A visão da sustentabilidade corporativa através das lentes das práticas ambiental, social e de governança (da sigla em inglês, ESG) entrou no radar estratégico corporativo, mas não é algo recente. Foi introduzida há quase 20 anos atrás, em 2004, através de um relatório intitulado “Quem se importa, vence” (“Who Cares Wins: Connecting Financial Markets to a Changing World”). A iniciativa foi liderada pela Organização das Nações Unidas (ONU) e endossada por 20 instituições financeiras bancárias e não bancárias globais, entre as quais, o Banco do Brasil. O relatório já trazia à época a visão de que as empresas com melhor performance nesses aspectos podem aumentar o valor para o acionista, por exemplo, gerindo adequadamente riscos, antecipando ações regulatórias ou acessando novas oportunidades, ao mesmo tempo contribuindo para o desenvolvimento sustentável da sociedade.

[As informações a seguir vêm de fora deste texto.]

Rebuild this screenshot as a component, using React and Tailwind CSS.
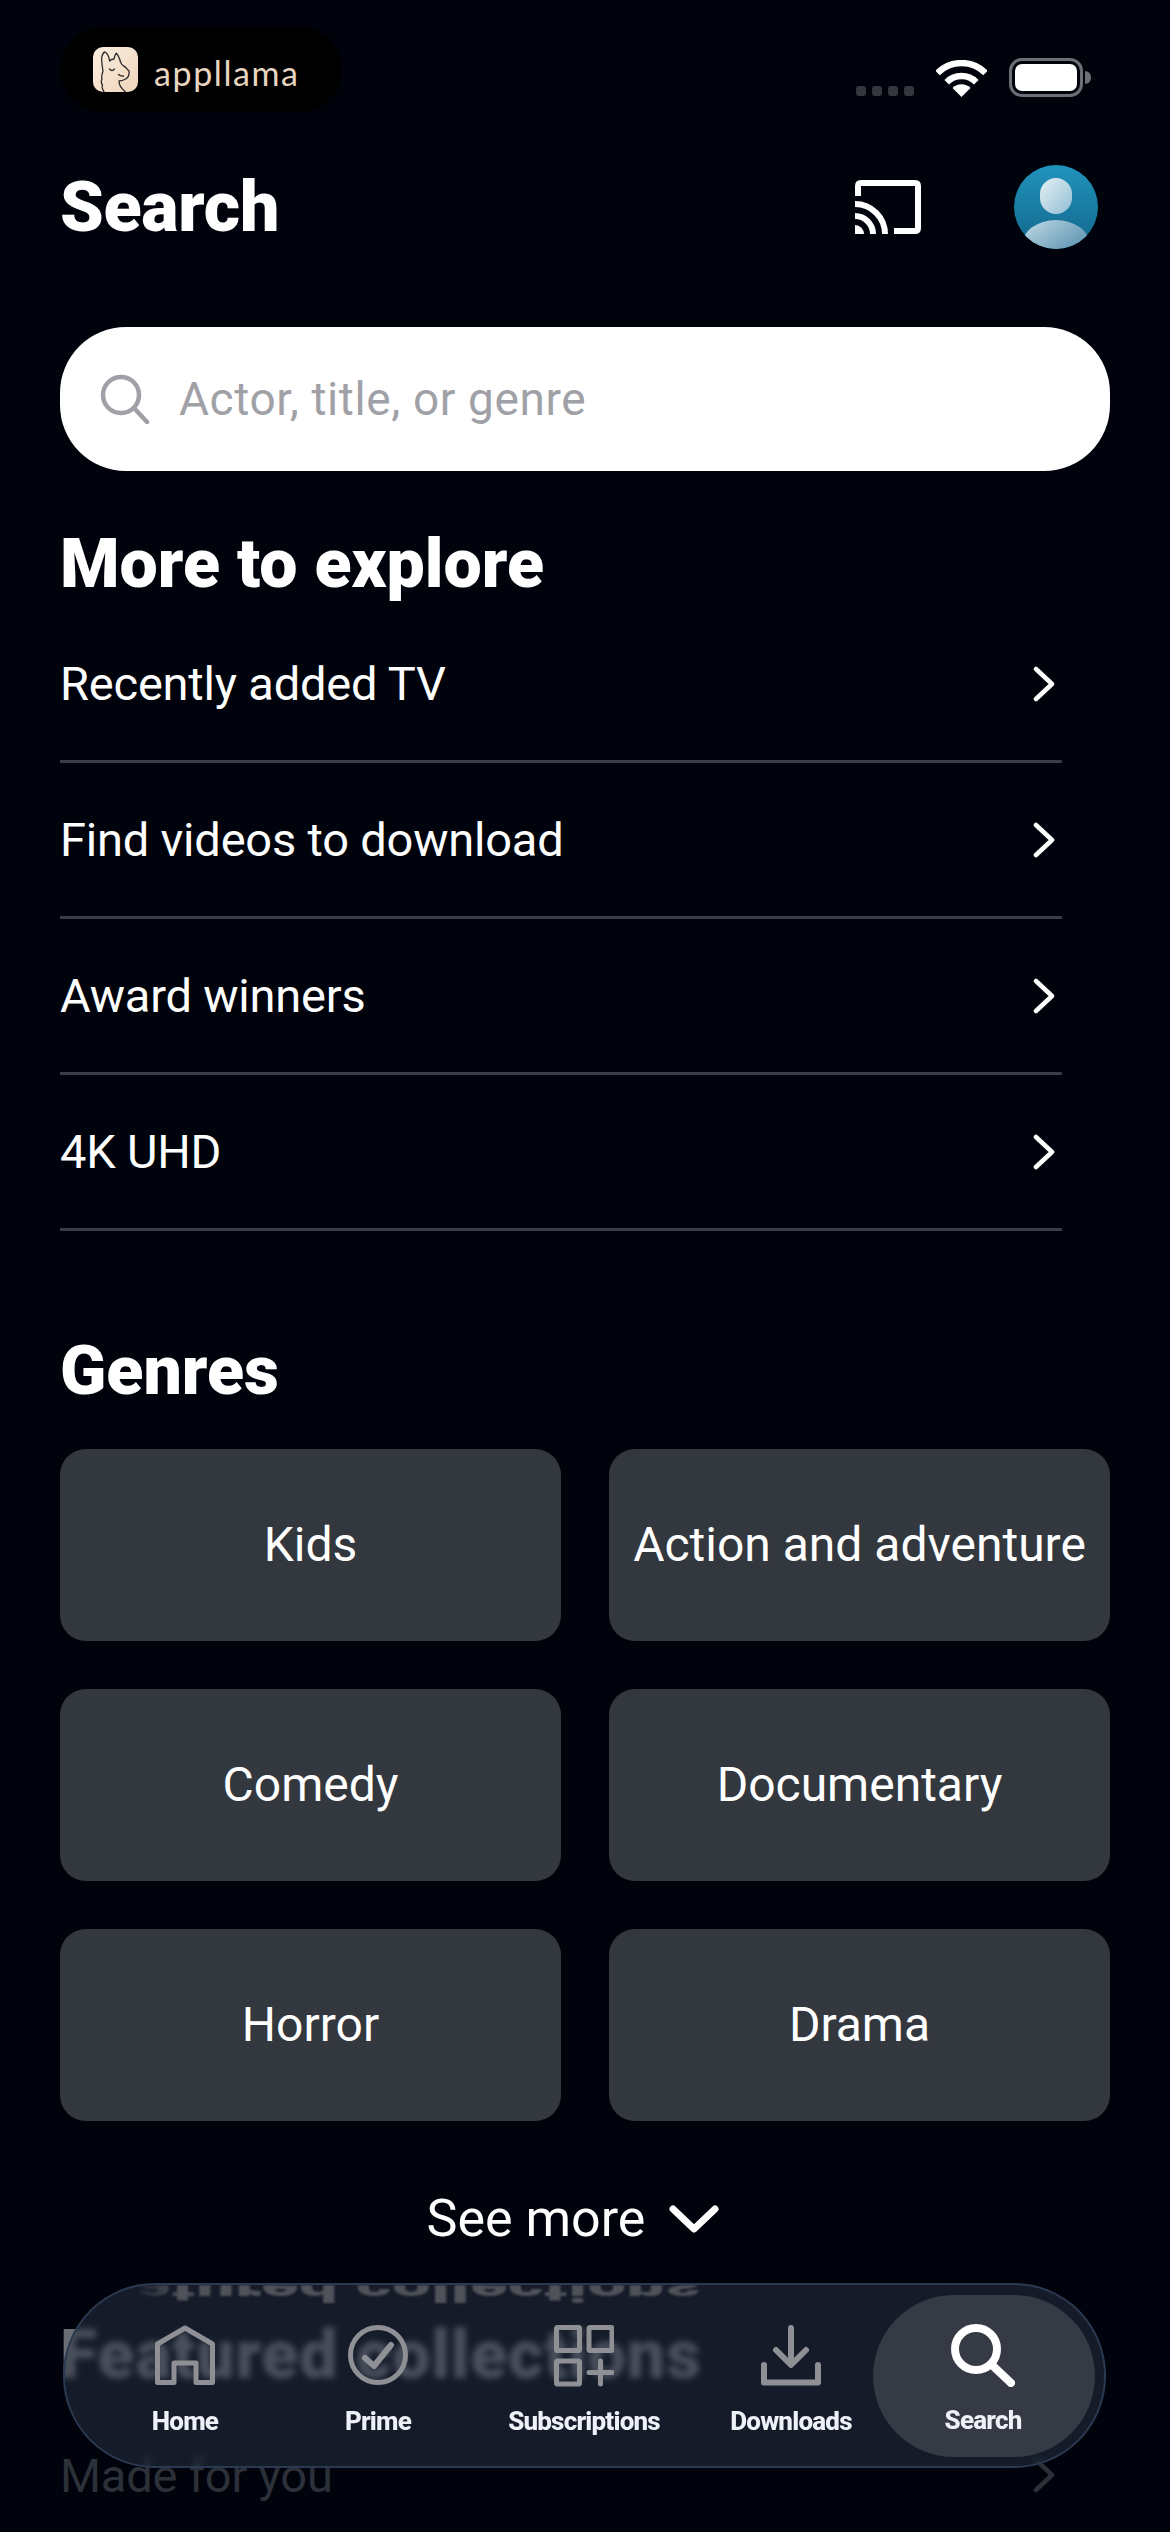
import React from 'react';

const exploreItems = ['Recently added TV', 'Find videos to download', 'Award winners', '4K UHD'];
const genres = ['Kids', 'Action and adventure', 'Comedy', 'Documentary', 'Horror', 'Drama'];

function Chevron({ className = 'stroke-white' }) {
  return (
    <svg width="24" height="36" viewBox="0 0 24 36" fill="none" className={className}>
      <path d="M4 3 L20 18 L4 33" strokeWidth="4.5" strokeLinecap="round" strokeLinejoin="round" />
    </svg>
  );
}

function LlamaLogo() {
  return (
    <div className="flex items-center gap-4 h-[85px] w-[282px] rounded-full bg-black pl-[33px]">
      <div className="w-[45px] h-[45px] rounded-[10px] bg-gradient-to-br from-[#fbeee0] to-[#efd5ba] overflow-hidden">
        <svg width="45" height="45" viewBox="0 0 45 45" fill="none" stroke="#2b2a2a" strokeWidth="1.3" strokeLinecap="round" strokeLinejoin="round">
          <path d="M11 45 C10 42 8 41 9.5 38 C8 36 8 34 9 32 C8 30 9 27 10 24 C9 18 8 12 9 9 C10 6 11 5 12 5 C14 6 16 10 16.6 14 C18 12.5 20 12 21 12 C21.5 9 22.5 7 23.3 6.3 C25 8 26 10 26.6 12 C27 14 28 16 28.6 17 C30 19 33 20 34 22 C36 23.5 36.5 25 36 26 C36 29 34.5 31 32.6 32 C30 33.5 28 34 26 34 C26 37 27.5 41 32.6 45" />
          <path d="M16.5 22 Q19 25 21.5 22" />
          <path d="M30.5 29 Q27.5 29.5 25.5 27.5" />
        </svg>
      </div>
      <span className="font-['Lato',sans-serif] font-normal text-[34px] leading-none tracking-[1.6px] text-[#e8d5c0] mt-[6px]">appllama</span>
    </div>
  );
}

function StatusIcons() {
  return (
    <div className="flex items-end gap-[22px] pt-[31px] pb-[15px]">
      <div className="flex gap-[6px] pb-[1px]">
        {[0, 1, 2, 3].map((i) => (
          <span key={i} className="w-[10px] h-[10px] rounded-[3px] bg-[#33363e]" />
        ))}
      </div>
      <svg width="51" height="37" viewBox="0 0 51 37" fill="none" stroke="white" strokeWidth="6.5">
        <path d="M1.5 13 A34 34 0 0 1 49.5 13" />
        <path d="M10.7 22.2 A21 21 0 0 1 40.3 22.2" />
        <path d="M25.5 37 L16.5 28 A12.7 12.7 0 0 1 34.5 28 Z" fill="white" stroke="none" />
      </svg>
      <div className="flex items-center gap-[2px]">
        <div className="w-[74px] h-[39px] rounded-[13px] border-[3px] border-[#6d6f76] p-[3px]">
          <div className="w-full h-full rounded-[7px] bg-white" />
        </div>
        <div className="w-[6px] h-[13px] rounded-r-full bg-[#6d6f76]" />
      </div>
    </div>
  );
}

function CastIcon() {
  return (
    <svg width="66" height="54" viewBox="0 0 66 54" fill="none" stroke="white" strokeWidth="6">
      <path d="M3 16 V6 Q3 3 6 3 H60 Q63 3 63 6 V48 Q63 51 60 51 H39" />
      <path d="M0 24 A30 30 0 0 1 30 54" />
      <path d="M0 36 A18 18 0 0 1 18 54" />
      <path d="M0 45 A9 9 0 0 1 9 54 H0 Z" fill="white" stroke="none" />
    </svg>
  );
}

function Avatar() {
  return (
    <div className="relative w-[84px] h-[84px] rounded-full overflow-hidden bg-gradient-to-b from-[#2194bd] to-[#13668b]">
      <div className="absolute left-[26px] top-[13px] w-[32px] h-[36px] rounded-[16px] bg-gradient-to-br from-[#e6f1f6] to-[#8fbed3]" />
      <div className="absolute left-[8px] top-[55px] w-[68px] h-[50px] rounded-[50%] bg-gradient-to-br from-[#c3dde8] to-[#32789a]" />
    </div>
  );
}

function NavIcon({ children }) {
  return (
    <svg width="60" height="62" viewBox="0 0 60 62" fill="none" stroke="#8e9096" strokeWidth="5" strokeLinejoin="round" strokeLinecap="round">
      {children}
    </svg>
  );
}

function TabItem({ label, width, children }) {
  return (
    <div className={`flex flex-col items-center ${width}`}>
      {children}
      <span className="mt-[21px] text-[26px] leading-[26px] font-extrabold tracking-[-0.8px] text-[#eef1f8]">{label}</span>
    </div>
  );
}

function TabBar() {
  return (
    <div className="absolute left-[63px] top-[2283px] w-[1043px] h-[185px] rounded-[92px] border-2 border-[#2a3a52] bg-[#2a3446]/50 backdrop-blur-[3px] overflow-hidden">
      {/* mirrored edge of the section heading, refracted by the glass */}
      <div className="absolute left-[-5px] top-0 h-[20px] w-[700px] overflow-hidden blur-[1px] [mask-image:linear-gradient(to_right,transparent_70px,black_120px)]">
        <div className="mt-[21px] origin-top scale-y-[-0.5] text-[68px] leading-none font-black tracking-[0.8px] text-[#4f5259]">Featured collections</div>
      </div>
      <div className="absolute left-[808px] top-[10px] w-[222px] h-[162px] rounded-[81px] bg-[#353a45]" />
      <div className="relative flex h-full pt-[40px] pl-[24px]">
        <TabItem label="Home" width="w-[192px]">
          <NavIcon>
            <path d="M2.5 57.5 V19 L30 3 L57.5 19 V57.5 H41 V38 H19 V57.5 Z" />
          </NavIcon>
        </TabItem>
        <TabItem label="Prime" width="w-[194px]">
          <NavIcon>
            <circle cx="30" cy="30" r="27.5" />
            <path d="M17 33 L26 41 L43 20" strokeWidth="6" />
          </NavIcon>
        </TabItem>
        <TabItem label="Subscriptions" width="w-[218px]">
          <NavIcon>
            <rect x="2.5" y="2.5" width="23" height="23" rx="1" />
            <rect x="35" y="2.5" width="23" height="23" rx="1" />
            <rect x="2.5" y="36" width="23" height="23" rx="1" />
            <path d="M46.5 36 V59 M35 47.5 H58" />
          </NavIcon>
        </TabItem>
        <TabItem label="Downloads" width="w-[196px]">
          <NavIcon>
            <path d="M30 3 V39 M15 25 L30 40 L45 25" strokeWidth="6" />
            <path d="M3 40 V57.5 H57 V40" strokeWidth="6" />
          </NavIcon>
        </TabItem>
        <TabItem label="Search" width="w-[188px]">
          <svg width="64" height="64" viewBox="0 0 64 64" fill="none" stroke="white" strokeWidth="8" strokeLinecap="round" className="-mt-[2px] -mb-[1px]">
            <circle cx="25" cy="26" r="21" />
            <path d="M41 42 L60 60" />
          </svg>
        </TabItem>
      </div>
    </div>
  );
}

export default function App() {
  return (
    <div className="relative h-[2532px] w-[1170px] overflow-hidden bg-[#00030c] text-white font-['Roboto',sans-serif]">
      {/* status row */}
      <div className="flex justify-between items-start pl-[60px] pr-[79px] pt-[27px] h-[112px]">
        <LlamaLogo />
        <StatusIcons />
      </div>

      {/* title row */}
      <div className="flex items-center h-[190px] pl-[60px] pr-[72px]">
        <h1 className="text-[70px] leading-none font-black tracking-[-0.3px] flex-1">Search</h1>
        <CastIcon />
        <div className="ml-[93px]">
          <Avatar />
        </div>
      </div>

      <div className="px-[60px]">
        {/* search field */}
        <div className="flex items-center h-[144px] mt-[25px] rounded-[66px] bg-white pl-[40px]">
          <svg width="50" height="50" viewBox="0 0 50 50" fill="none" stroke="#a0a1a7" strokeWidth="4.5" strokeLinecap="round">
            <circle cx="21" cy="21" r="18" />
            <path d="M34 34 L47 48" />
          </svg>
          <span className="ml-[29px] text-[46px] leading-none font-[450] tracking-[0.6px] text-[#a0a1a7]">Actor, title, or genre</span>
        </div>

        <h2 className="mt-[53px] text-[68px] leading-[80px] font-black">More to explore</h2>

        <div className="w-[1002px] mt-[3px]">
          {exploreItems.map((item) => (
            <div key={item} className="flex items-center justify-between h-[156px] border-b-[3px] border-[#3a3d47]">
              <span className="text-[47px] leading-none tracking-[-0.2px]">{item}</span>
              <span className="mr-[6px]"><Chevron /></span>
            </div>
          ))}
        </div>

        <h2 className="mt-[100px] text-[68px] leading-[80px] font-black">Genres</h2>

        <div className="grid grid-cols-2 gap-[48px] mt-[38px]">
          {genres.map((g) => (
            <div key={g} className="flex items-center justify-center h-[192px] rounded-[26px] bg-[#33373e] text-[48px] leading-none">
              {g}
            </div>
          ))}
        </div>

        <div className="flex items-center justify-center gap-[24px] mt-[70px] h-[56px] pr-[24px]">
          <span className="text-[52px] leading-none">See more</span>
          <svg width="50" height="30" viewBox="0 0 50 30" fill="none" stroke="white" strokeWidth="7" strokeLinecap="round" strokeLinejoin="round">
            <path d="M4 5 L25 25 L46 5" />
          </svg>
        </div>

        {/* section running under the tab bar */}
        <h2 className="mt-[68px] text-[68px] leading-[80px] font-black tracking-[0.8px] text-[#6a6d74]">Featured collections</h2>
        <div className="flex items-center justify-between w-[1002px] mt-[57px] h-[46px] text-[#2c3038]">
          <span className="text-[47px] leading-none tracking-[-0.2px]">Made for you</span>
          <span className="mr-[6px]"><Chevron className="stroke-[#2c3038]" /></span>
        </div>
      </div>

      <TabBar />
    </div>
  );
}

É fato que, ao longo da última década, houve uma escalada dos riscos de natureza ESG, com destaque para o aumento da frequência e da intensidade dos chamados eventos climáticos extremos, tendo como pano de fundo a emergente “nova economia” que imprimiu mudanças intensas na dinâmica de negócios globalmente. A crescente interconectividade entre os riscos ESG e a intrínseca relação entre questões ambientais e sociais também trouxeram mais complexidade à gestão de riscos das empresas, em especial para as integrantes da cadeia de valor agroalimentar com elevada exposição ao mercado global. Para uma efetiva gestão de riscos neste novo ambiente de negócios não basta mais determinar apenas a probabilidade e a gravidade dos riscos; é vital analisar a interconexão e a velocidade em que se materializam.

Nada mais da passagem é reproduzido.